The Johnny Cash Show 1969

Ladies and Gentlemen, here’s Bob Dylan,” intones Johnny Cash, the mountain of a man with the world’s best bass baritone voice. Bob Dylan starts with a croon of his country paean to love and fidelity “I Threw It All Away” from Nashville Skyline.

Then Dylan does “Living The Blues“, a song that sounds like Hank Williams but is really a Dylan song left off Nashville Skyline and included on Self-Portrait. This is a better version than Self Portrait since it leans on the country and western nature of the song with a honky-tonk piano.

The duet with Johnny Cash on “Girl From The North Country” is well known and the best track from a concerted effort by Dylan and Cash to produce a joint album. The album never say the light of day.

The backup band for Dylan’s appearance on the Johnny Cash Show was the core studio band on Nashville Skyline: Norman Blake – guitar, Kenny Buttrey – drums, Charlie Daniels – guitar, Pete Drake – pedal steel guitar, Charlie McCoy – guitar, Bob Wilson – keyboards.

World of John Hammond 1975

The next 3 tracks come from the PBS program “The World of John Hammond”, a tribute to the Columbia Records A&R man who discovered Bob Dylan, Bruce Springsteen and jazz musicians back to Billie Holiday.  The original video is not available at this time but the Dylan segments have been posted on YouTube.

With a stripped down band from The Rolling Thunder Review – Scarlett Rivera, Rob Stoner and Howie Wyeth – Dylan sings Oh Sister, Simple Twist of Fate and Hurricane. These are excellent versions of all three songs and the sound on the CD is a big improvement from YouTube. Simple Twist of Fate gets one of its better re-workings of the lyrics.
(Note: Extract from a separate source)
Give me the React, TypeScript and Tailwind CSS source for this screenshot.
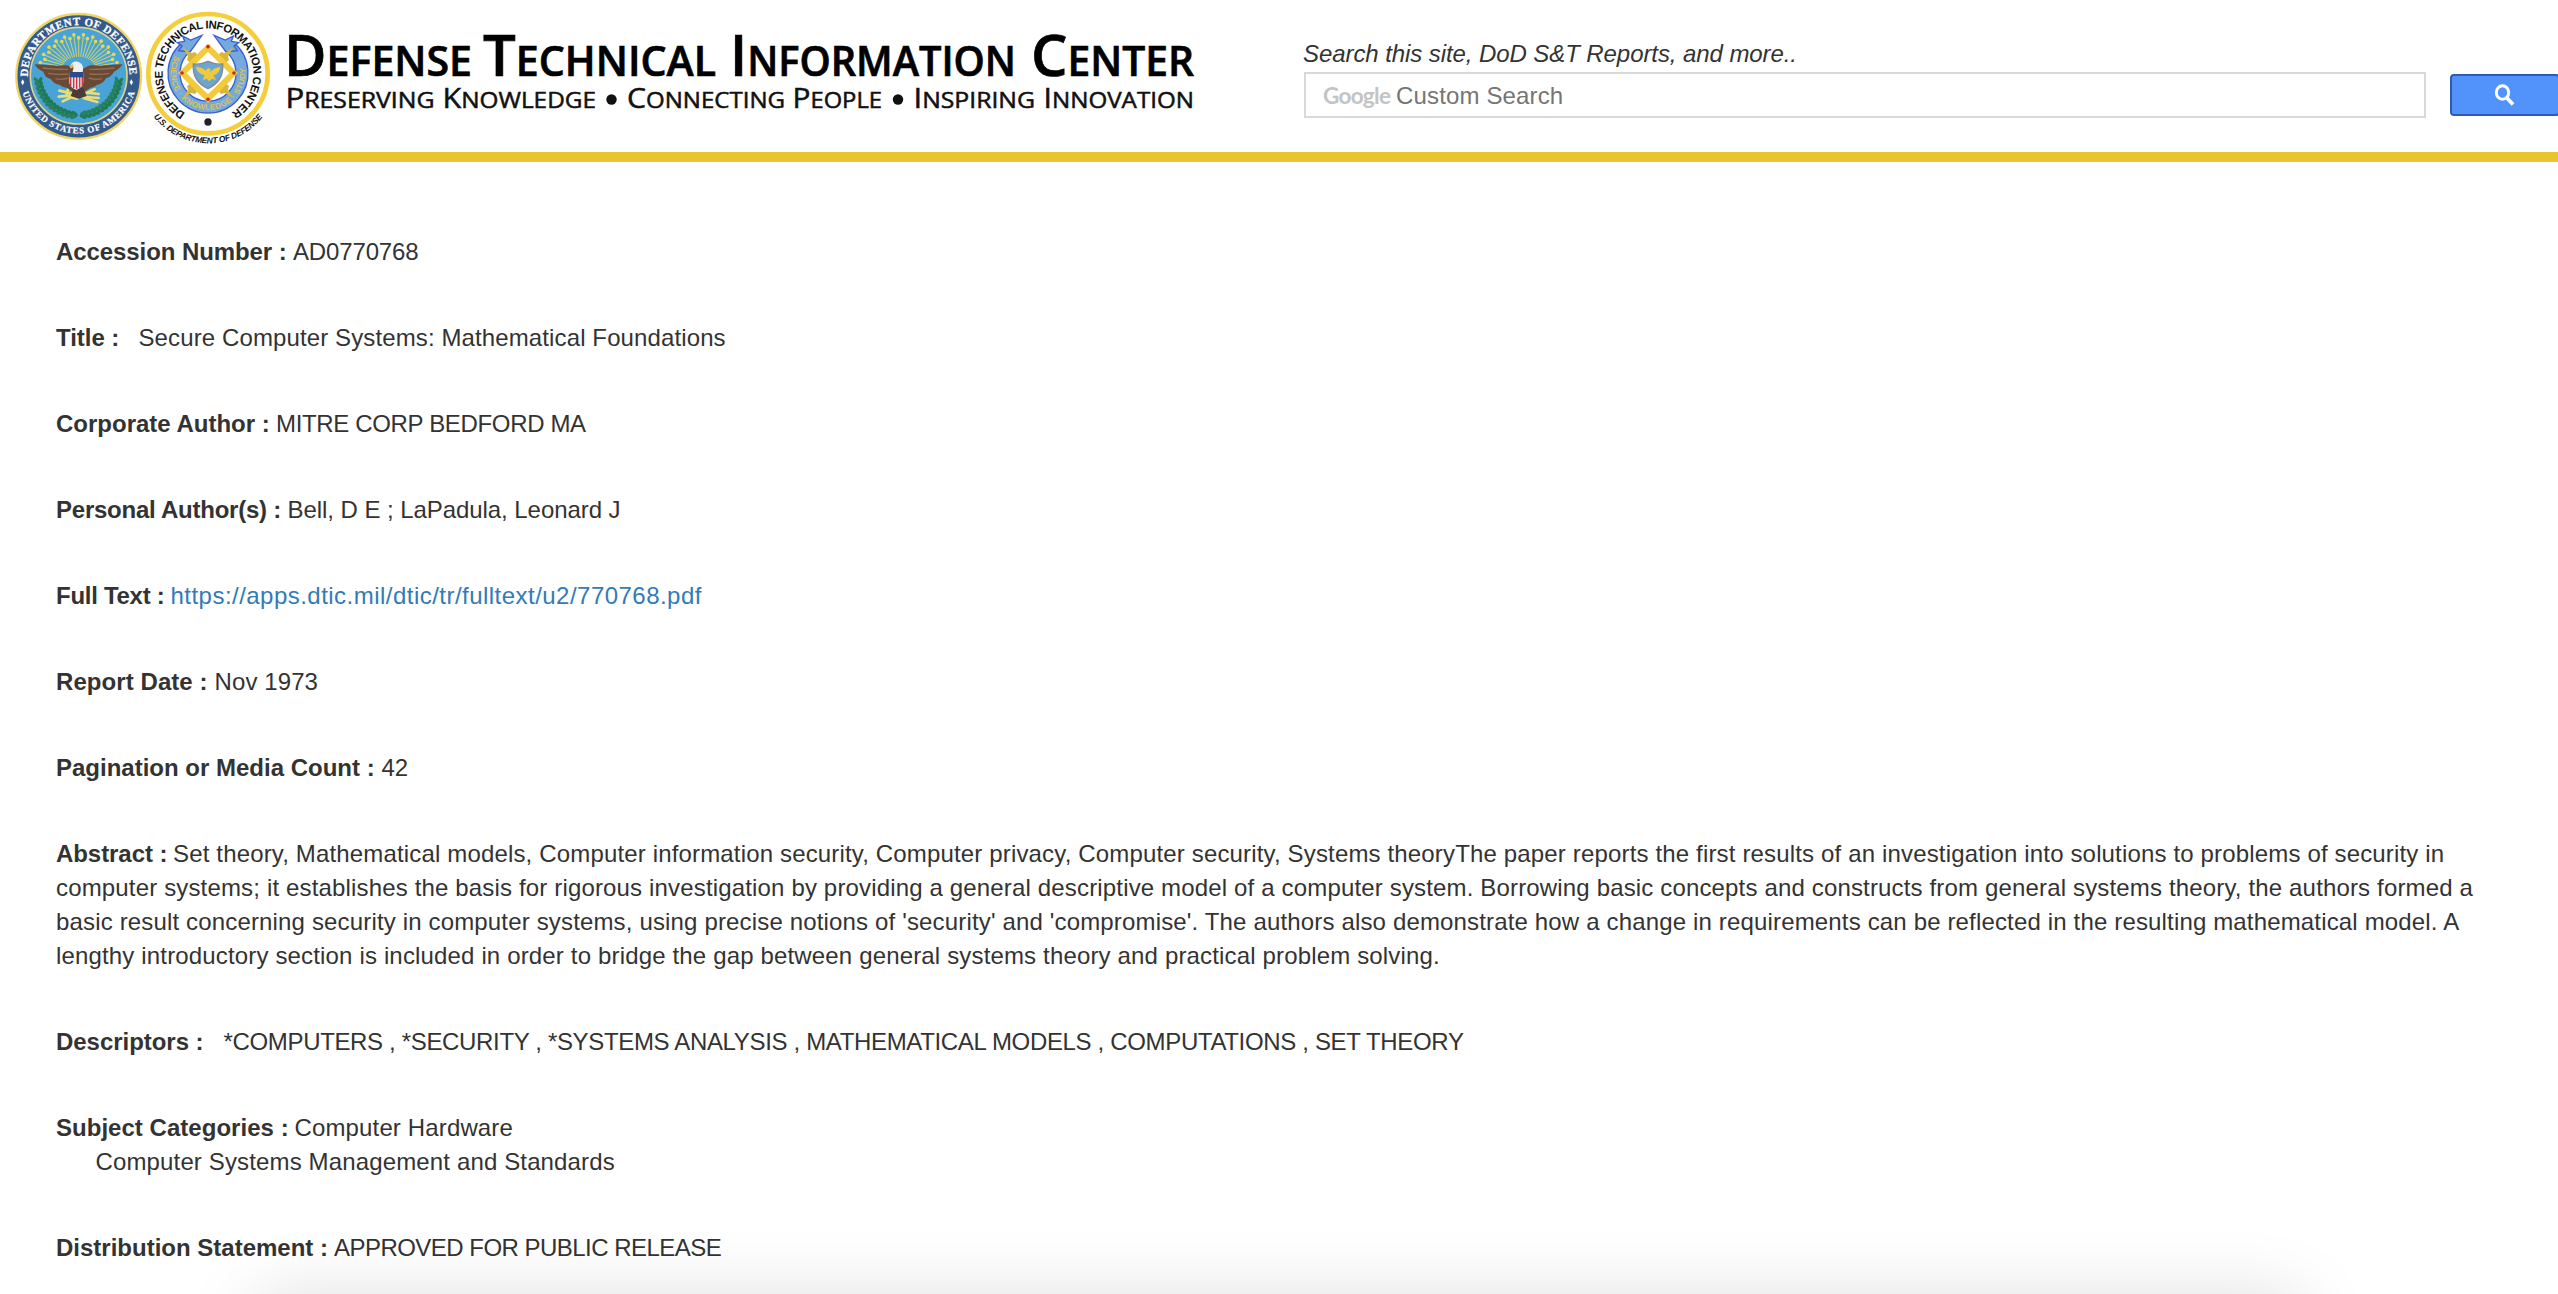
import type { ReactNode } from "react";

const toRad = (deg: number) => (deg * Math.PI) / 180;

const RAYS = Array.from({ length: 25 }, (_, i) => 186 + i * 7);
const LEAVES = Array.from({ length: 13 }, (_, i) => 96 + i * 6.3);

function DefenseSeal() {
  return (
    <g>
      <circle cx="236" cy="229" r="187" fill="#34598c" stroke="#f0d562" strokeWidth="7" />
      <circle cx="236" cy="227" r="145" fill="#4aa3d6" stroke="#d9d68a" strokeWidth="5" />

      {/* sunburst */}
      {RAYS.map((a, i) => {
        const r = i % 2 ? 120 : 110;
        const c = Math.cos(toRad(a));
        const s = Math.sin(toRad(a));
        return (
          <g key={a}>
            <line x1={236 + c * 50} y1={208 + s * 38} x2={236 + c * r} y2={212 + s * r * 0.9} stroke="#c9cf70" strokeWidth="3.2" />
            <circle cx={236 + c * (r - 2)} cy={212 + s * r * 0.9} r="5.5" fill="#e6d84c" />
          </g>
        );
      })}

      {/* laurel */}
      {LEAVES.map((a) =>
        [1, -1].map((side) => {
          const x = 236 + side * Math.sin(toRad(a)) * 122;
          const y = 224 - Math.cos(toRad(a)) * 122;
          return (
            <g key={`${a}${side}`} transform={`translate(${x} ${y}) rotate(${side * (a - 90)})`}>
              <ellipse cx="-7" cy="0" rx="5" ry="11" fill="#27805f" transform="rotate(-32)" />
              <ellipse cx="7" cy="2" rx="5" ry="11" fill="#1f7a55" transform="rotate(32)" />
            </g>
          );
        }),
      )}

      {/* arrows and branch */}
      <g stroke="#e9dc7a" strokeWidth="8" strokeLinecap="round" fill="none">
        <path d="M178 272l36 8 24 10M176 290l44-4M188 304l38-18M206 262l-6 20" />
        <path d="M248 284l36-16M246 290l50 4M250 294l42 12M262 278l34 4M216 292l16 4" />
      </g>

      {/* eagle */}
      <path
        d="M104 193c24 0 46 4 66 4 16-1 32-4 44 4l22 14 22-14c12-8 28-5 44-4 20 0 42-4 66-4-8 12-16 17-26 22-6 12-14 16-24 20-6 12-16 18-28 20-6 6-12 8-18 8l-18 12h-36l-18-12c-6 0-14-2-20-8-12-2-22-8-28-18-10-4-18-8-22-22-12-5-20-10-26-22z"
        fill="#6b4937"
      />
      <path
        d="M128 204c26 4 48 4 76 4M144 220c20 4 40 4 60 2M166 236c14 4 26 2 40-2M344 204c-26 4-48 4-76 4M328 220c-20 4-40 4-60 2M306 236c-14 4-26 2-40-2"
        stroke="#93704f"
        strokeWidth="4"
        fill="none"
      />
      <path d="M222 264l-10 24 24 8 24-8-10-24z" fill="#4b3b35" />
      <path d="M212 198c2-14 18-18 30-8 8 6 8 18 6 28h-30c0-8 2-12 4-16z" fill="#eef1f4" />
      <path d="M220 192l-12 6 4 8 8-6z" fill="#dcb64c" />
      <path d="M208 218h42v28c0 12-12 20-21 24-9-4-21-12-21-24z" fill="#f4eef0" />
      <path d="M212 230v28M221 230v34M230 230v38M239 230v33M247 230v27" stroke="#c53a48" strokeWidth="4.5" />
      <path d="M208 216h42v16h-42z" fill="#2c4a8c" />

      <path id="dodTop" d="M84 240A152.5 152.5 0 1 1 388 240" fill="none" />
      <path id="dodBottom" d="M64 262A176 176 0 0 0 408 262" fill="none" />
      <text fill="#fff" stroke="#fff" strokeWidth="0.8" className="font-['Liberation_Serif'] text-[33px] font-bold">
        <textPath href="#dodTop" startOffset="10" textLength="478" lengthAdjust="spacing">
          DEPARTMENT OF DEFENSE
        </textPath>
      </text>
      <text fill="#fff" stroke="#fff" strokeWidth="0.6" className="font-['Liberation_Serif'] text-[27px] font-bold">
        <textPath href="#dodBottom" startOffset="16" textLength="446" lengthAdjust="spacing">
          UNITED STATES OF AMERICA
        </textPath>
      </text>
      <path d="M68 238l5 9-5 9-5-9zM394 238l5 9-5 9-5-9z" fill="#fff" />
    </g>
  );
}

function CenterSeal() {
  return (
    <g>
      <circle cx="624" cy="221" r="179" fill="#fff" stroke="#f4cf3b" strokeWidth="14" />

      {/* ribbon */}
      <path d="M560 140A102 102 0 1 0 688 140" fill="none" stroke="#3a5fd0" strokeWidth="40" />
      <path d="M560 140A102 102 0 1 0 688 140" fill="none" stroke="#76a9dc" strokeWidth="32" />
      <path
        d="M606 106l-34 14-24-12 6 16-22 4 14 10-10 14 34 4zM642 106l34 14 24-12-6 16 22 4-14 10 10 14-34 4z"
        fill="#76a9dc"
        stroke="#3a5fd0"
        strokeWidth="4"
      />
      <path id="ribbonText" d="M528 160A112 112 0 1 0 720 160" fill="none" />
      <text fill="#d9c455" className="font-['Liberation_Sans'] text-[24px] font-bold">
        <textPath href="#ribbonText" startOffset="8" textLength="418" lengthAdjust="spacing">
          SCIENCE · KNOWLEDGE · STUDY
        </textPath>
      </text>

      {/* diamond frame */}
      <g fill="#d8b63c">
        {[45, 135, 225, 315].map((a) => (
          <path key={a} transform={`translate(624 219) rotate(${a})`} d="M-15 -52L-17 -72L-7 -78L0 -108L7 -78L17 -72L15 -52z" />
        ))}
      </g>
      <path d="M624 143L701 219L624 296L547 219z" fill="#fff" stroke="#f3ca3a" strokeWidth="18" />
      <g fill="#c8281f">
        <circle cx="624" cy="140" r="5.5" />
        <circle cx="702" cy="219" r="5.5" />
        <circle cx="624" cy="298" r="5.5" />
        <circle cx="546" cy="219" r="5.5" />
      </g>

      {/* shield */}
      <path d="M580 192c16 2 30-2 44-8 14 6 28 10 44 8 3 34-14 60-44 74-30-14-47-40-44-74z" fill="#6aa6d2" stroke="#85888c" strokeWidth="4" />
      <path d="M588 200l18 4 12 8c0-8 10-10 14-4l-2 8 12-10 18-6c0 14-8 22-20 26l8 14-12-4-8 8-8-8-12 4 6-14c-14-4-24-12-26-26z" fill="#f0c93c" />

      <path id="dticArc" d="M558 340A136 136 0 1 1 690 340" fill="none" />
      <text fill="#111" className="font-['Liberation_Sans'] text-[34px] font-bold">
        <textPath href="#dticArc" startOffset="2" textLength="710" lengthAdjust="spacing">
          DEFENSE TECHNICAL INFORMATION CENTER
        </textPath>
      </text>
      <circle cx="624" cy="366" r="11" fill="#222" />

      <path id="dticOuter" d="M461 350A208 208 0 0 0 789 350" fill="none" />
      <text fill="#111" className="font-['Liberation_Sans'] text-[25px] font-bold italic">
        <textPath href="#dticOuter" textLength="376" lengthAdjust="spacing">
          U.S. DEPARTMENT OF DEFENSE
        </textPath>
      </text>
    </g>
  );
}

type Word = { text: string; x: number; width: number };

const TITLE: Word[] = [
  { text: "Defense", x: 284, width: 188 },
  { text: "Technical", x: 483, width: 233 },
  { text: "Information", x: 730, width: 286 },
  { text: "Center", x: 1031, width: 163 },
];

const TAGLINE: Word[] = [
  { text: "Preserving", x: 285.5, width: 149 },
  { text: "Knowledge", x: 442.5, width: 153.5 },
  { text: "Connecting", x: 627, width: 158 },
  { text: "People", x: 792.5, width: 89.5 },
  { text: "Inspiring", x: 913.5, width: 121.5 },
  { text: "Innovation", x: 1043.5, width: 150.5 },
];

function Wordmark() {
  return (
    <svg className="h-[152px] w-[930px] shrink-0" viewBox="280 0 930 152" role="img" aria-label="Defense Technical Information Center">
      <g className="font-['Open_Sans',sans-serif]">
        {TITLE.map((w) => (
          <text key={w.text} x={w.x} y="75.7" textLength={w.width} lengthAdjust="spacingAndGlyphs" fill="#000" stroke="#000" strokeWidth="0.7" className="text-[58px] font-semibold">
            {w.text[0]}
            <tspan className="text-[41px]">{w.text.slice(1).toUpperCase()}</tspan>
          </text>
        ))}
        {TAGLINE.map((w) => (
          <text key={w.text} x={w.x} y="108.3" textLength={w.width} lengthAdjust="spacingAndGlyphs" fill="#111" stroke="#111" strokeWidth="0.5" className="text-[27px]">
            {w.text[0]}
            <tspan className="text-[21.5px]">{w.text.slice(1).toUpperCase()}</tspan>
          </text>
        ))}
      </g>
      <circle cx="611.5" cy="99.5" r="5.2" fill="#111" />
      <circle cx="898" cy="99.5" r="5.2" fill="#111" />
    </svg>
  );
}

function Header() {
  return (
    <header className="flex h-[162px] items-start overflow-hidden border-b-10 border-[#e8c52c]">
      <svg className="h-[152px] w-[280px] shrink-0" viewBox="0 0 840 456">
        <DefenseSeal />
        <CenterSeal />
      </svg>
      <Wordmark />
      <div className="ml-[93px] flex shrink-0 flex-col pt-[37px]">
        <label className="h-[35px] text-[24px] leading-[34px] tracking-[-0.08px] italic">Search this site, DoD S&amp;T Reports, and more..</label>
        <div className="ml-px flex items-center">
          <div className="flex h-[46px] w-[1122px] items-center border-2 border-[#d9d9d9] bg-white pl-[17px]">
            <span className="w-[73px] pt-0.5 font-['Lato'] text-[22.5px] leading-[30px] font-bold tracking-[-0.7px] text-[#c4c4c4]">Google</span>
            <span className="pt-px text-[24px] leading-[34px] tracking-[0.15px] text-[#757575]">Custom Search</span>
          </div>
          <button className="ml-6 flex h-[42px] w-[110px] items-center justify-center rounded-[4px] border-2 border-[#2f5bb7] bg-[#5292fb]">
            <svg className="size-[22px]" viewBox="0 0 22 22" fill="none" stroke="#fff">
              <ellipse cx="8.5" cy="8.5" rx="6.2" ry="6.8" strokeWidth="3" />
              <path d="M13 14L19 20.5" strokeWidth="3.6" />
            </svg>
          </button>
        </div>
      </div>
    </header>
  );
}

function Field({ label, labelClass, children }: { label: string; labelClass: string; children: ReactNode }) {
  return (
    <p className="whitespace-nowrap">
      <strong className={`inline-block ${labelClass}`}>{label}</strong>
      {children}
    </p>
  );
}

export default function App() {
  return (
    <div className="relative h-[1294px] w-full overflow-hidden bg-white font-['Liberation_Sans',Arial,sans-serif] text-[#333]">
      <Header />
      <main className="flex flex-col gap-[52px] px-14 pt-[73px] text-[24px] leading-[34px]">
        <Field label="Accession Number :" labelClass="w-[237px] tracking-[-0.08px]">
          <span className="tracking-[-0.15px]">AD0770768</span>
        </Field>
        <Field label="Title :" labelClass="w-[82.5px] tracking-[-0.04px]">
          <span className="tracking-[0.115px]">Secure Computer Systems: Mathematical Foundations</span>
        </Field>
        <Field label="Corporate Author :" labelClass="w-[220px]">
          <span className="tracking-[-0.34px]">MITRE CORP BEDFORD MA</span>
        </Field>
        <Field label="Personal Author(s) :" labelClass="w-[231.5px] tracking-[-0.24px]">
          <span className="tracking-[-0.06px]">Bell, D E ; LaPadula, Leonard J</span>
        </Field>
        <Field label="Full Text :" labelClass="w-[114.5px] tracking-[-0.28px]">
          <a className="tracking-[0.47px] text-[#337ab7]">https://apps.dtic.mil/dtic/tr/fulltext/u2/770768.pdf</a>
        </Field>
        <Field label="Report Date :" labelClass="w-[158.5px] tracking-[0.07px]">
          <span className="tracking-[0.1px]">Nov 1973</span>
        </Field>
        <Field label="Pagination or Media Count :" labelClass="w-[325.5px]">42</Field>
        <Field label="Abstract :" labelClass="w-[117px] tracking-[-0.06px]">
          <span className="tracking-[0.158px]">
            Set theory, Mathematical models, Computer information security, Computer privacy, Computer security, Systems theoryThe paper reports the first results of an investigation into solutions to problems of security in
            <br />
            computer systems; it establishes the basis for rigorous investigation by providing a general descriptive model of a computer system. Borrowing basic concepts and constructs from general systems theory, the authors formed a
            <br />
            basic result concerning security in computer systems, using precise notions of 'security' and 'compromise'. The authors also demonstrate how a change in requirements can be reflected in the resulting mathematical model. A
            <br />
            lengthy introductory section is included in order to bridge the gap between general systems theory and practical problem solving.
          </span>
        </Field>
        <Field label="Descriptors :" labelClass="w-[167.5px] tracking-[-0.04px]">
          <span className="tracking-[-0.34px]">*COMPUTERS , *SECURITY , *SYSTEMS ANALYSIS , MATHEMATICAL MODELS , COMPUTATIONS , SET THEORY</span>
        </Field>
        <Field label="Subject Categories :" labelClass="w-[238.5px] tracking-[0.03px]">
          <span className="tracking-[0.14px]">
            Computer Hardware
            <br />
            <span className="ml-[39.5px]">Computer Systems Management and Standards</span>
          </span>
        </Field>
        <Field label="Distribution Statement :" labelClass="w-[278px]">
          <span className="tracking-[-0.53px]">APPROVED FOR PUBLIC RELEASE</span>
        </Field>
      </main>
      {/* shadow cast by the window below the fold */}
      <div className="pointer-events-none absolute top-[1300px] right-[258px] left-[258px] h-[200px] shadow-[0_0_72px_rgba(0,0,0,0.15)]" />
    </div>
  );
}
If you ever get a chance to see or buy the PBS video The World of John Hammond, I would snap it up. I have it on Laser-disc. It is awesome entertainment  and highlights how important John Hammond was to jazz, folk and rock music.

Saturday Night Live 1979

Bob Dylan sings 3 songs from Slow Train Coming on Saturday Night Live – Gotta Serve Somebody, I Believe In You, and When You Gonna Wake Up. These songs have passed into the canon of great Dylan songs despite their controversial Christian nature when they were released.

Found Bob Dylan Saturday Night Live Controversial Videos

The Saturday Night Live performances really rock even if you don’t like the message. Dylan always had the capacity to take his audience in a new direction.

At the time since I was getting out of a tangled connection to fundamentalist religion, Bob Dylan got saved. I could see why converted, even if it wasn’t for me.

Grammy Awards Ceremony 1980

Bob Dylan had the last word on Gotta Serve Somebody.  He won the Grammy next year for Best Rock Vocal Performance, Male 1980.

“Dylan’s performance of the song was the best sort of fire-and-brimstone rock gospel — a religious and musical experience in the best possible way.” (22 Grammy Awards)

David Letterman Show 1984

Dylan Letterman 1984 aNext, the young hip comedian David Letterman overcomes the audience applause and intros Dylan “Thank you folks. Ladies and gentlemen once again here’s Bob Dylan.”

Charlie Quintana and The Plugz and Bob Dylan immediately jump into to a wildly energetic “Jokerman.”

I must admit this session is a favorite of mine. Bob Dylan has always looked for the raw energy in his performance and this one nails it. Check out this blog for the details on how Dylan hooked up with a Chicano punk band.

Prior to that Dylan performed Sonny Boy Williamson’s (update) Don’t Start Me Talkin‘ and License to Kill, both killer versions. The songs have the raw rock energy of punk music.

All in all, over 60 minutes of classic Bob Dylan live performances for $12. Can’t beat it.

For the ISIS MAGAZINE CD review – see Bob Dylan The Legendary Broadcasts 1969-1984 Coming Feb 16 2015

See also  Rare Broadcasts Part II Dylan covers Sonny Boy Williamson

2 Comments

  1. kwhisperer

    There’s no “mystery” to it. “Copyright restrictions” means bootleg. I’ve had bootlegs of this stuff for years.

  2. The packaging says “under license” which I would believe Amazon would insist on.